Si intentara aquí un
verso acataléctico en el que explicara la adynaton de la situación local de mi
pueblo y para que no me pudieran llevar a juicio usara una antonomasia,
parecería una mojiganga en la que yo quedaría como un pedante estúpido y tú, lector/a,
como un estúpido sin más.
No te asustes, ni yo
soy tan culto ni tú tan lerdo. Ni yo quiero hacerme el listo ni quiero que creas
que eres un bobo. He tenido que recurrir a un diccionario para colocar aquí
esas cuatro palabras que nos van a servir de ejemplo de la terrible distancia
que hay entre quien quiere comunicar algo –para transmitir un mensaje, una idea
o un concepto- y aquellos que se empecinan en hablar incumpliendo la ley
fundamental de la comunicación (mensaje) y los tres filtros socráticos. Parece
ser que un discípulo fue a contarle a Sócrates que alguien hablaba mal de él.
El maestro le preguntó si había aplicado los tres filtros (o barreras) y el
alumno reconoció que no sabía qué era aquello: “Entiendo” -le dijo
Sócrates- entonces permíteme aplicártelo a ti”. “Lo que vas a contar
de nuestro amigo ¿es verdadero?”. “No lo sé” -le contestó-. “Ya veo”,
dijo el filósofo, y volvió a preguntarle: “Lo que vas a contar de nuestro
amigo ¿es bueno?”. “Definitivamente no”, le contestó. Por último le
preguntó Sócrates: “Lo que me vas a contar de nuestro amigo ¿me es útil?”.
“No… no creo que te sea útil”. “Entonces, -le expuso Sócrates a su discípulo-:
“si lo que me vas contar de nuestro amigo no es verdadero, ni
es bueno y tampoco me es útil ¿para qué me lo vas a
contar?”.
Mil veces hemos dicho
ya que la política está en crisis. En mi opinión lo está el modo y la forma
(casi nunca el fondo) de hacer política.
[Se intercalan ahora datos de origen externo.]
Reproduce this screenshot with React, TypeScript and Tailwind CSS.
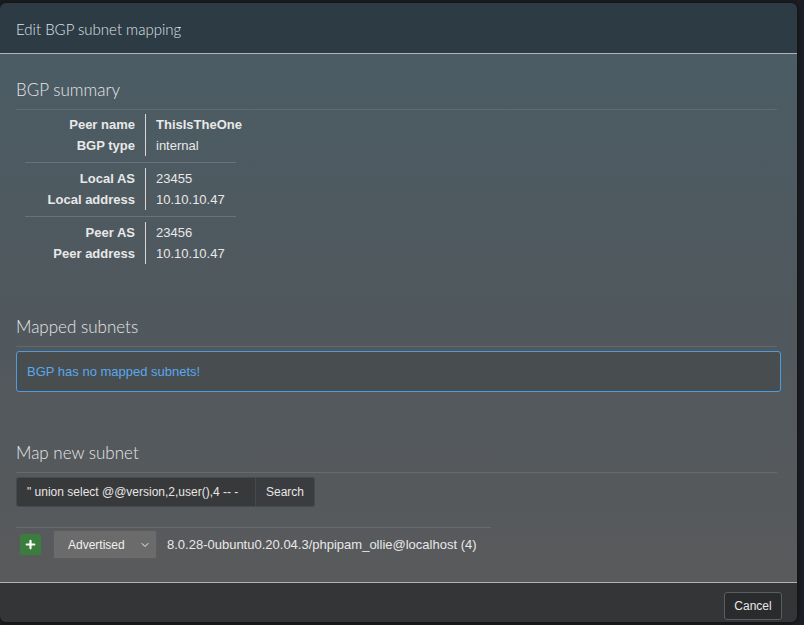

Lo que antes llamábamos elite u
oligarquía y ahora llamamos casta, se ha ido autoproclamando un grupo selecto, que
se cree capaz, erudito y académico; que ha adoptado unos gestos aprendidos, una
pantomima mediática y, sobre todo, un lenguaje enrevesado, aparentemente culto,
rico y cargado de tecnicismos. Esa forma de mensaje procuraba alejar,
desalentar e incluso prohibir que la inmensa mayoría de la gente se acercara a
la política, hiciera política. Conceptos como la “cosificación de la mujer”
(convertir a la mujer en un objeto, en una cosa); decir que alguien ha planteado
“un axioma” (que algo es evidente sin necesidad de demostración); acusar a
alguien de “demagogo” (casi siempre usado como falacia y no en el sentido
original de corrupción del buen gobierno); o miles y miles de palabras técnicas
o académicas, no hacen sino buscar mantener esa brecha entre quienes
supuestamente nos representan y quienes deberían de ser los verdaderos actores:
la gente, los ciudadanos y ciudadanas.
No quiero decir con
esto que el discurso (vehículo de ideas) se convierta en arenga o soflama, que
se cargue de vulgaridad o se haga soez, pero sí quiero defender aquí la
importancia de las ideas por encima de cómo se expongan y, sobre todo, que sean
verdaderas, buenas y útiles. Quizá un discurso más cercano facilitará un
acercamiento y nos convertirá a todos en actores, a no ser, claro está, que se
pretenda despreciar a quienes no sean capaces (o no les apetezca) de jugar con
estas manidas reglas. Repito: Más verdad, más bondad y más utilidad.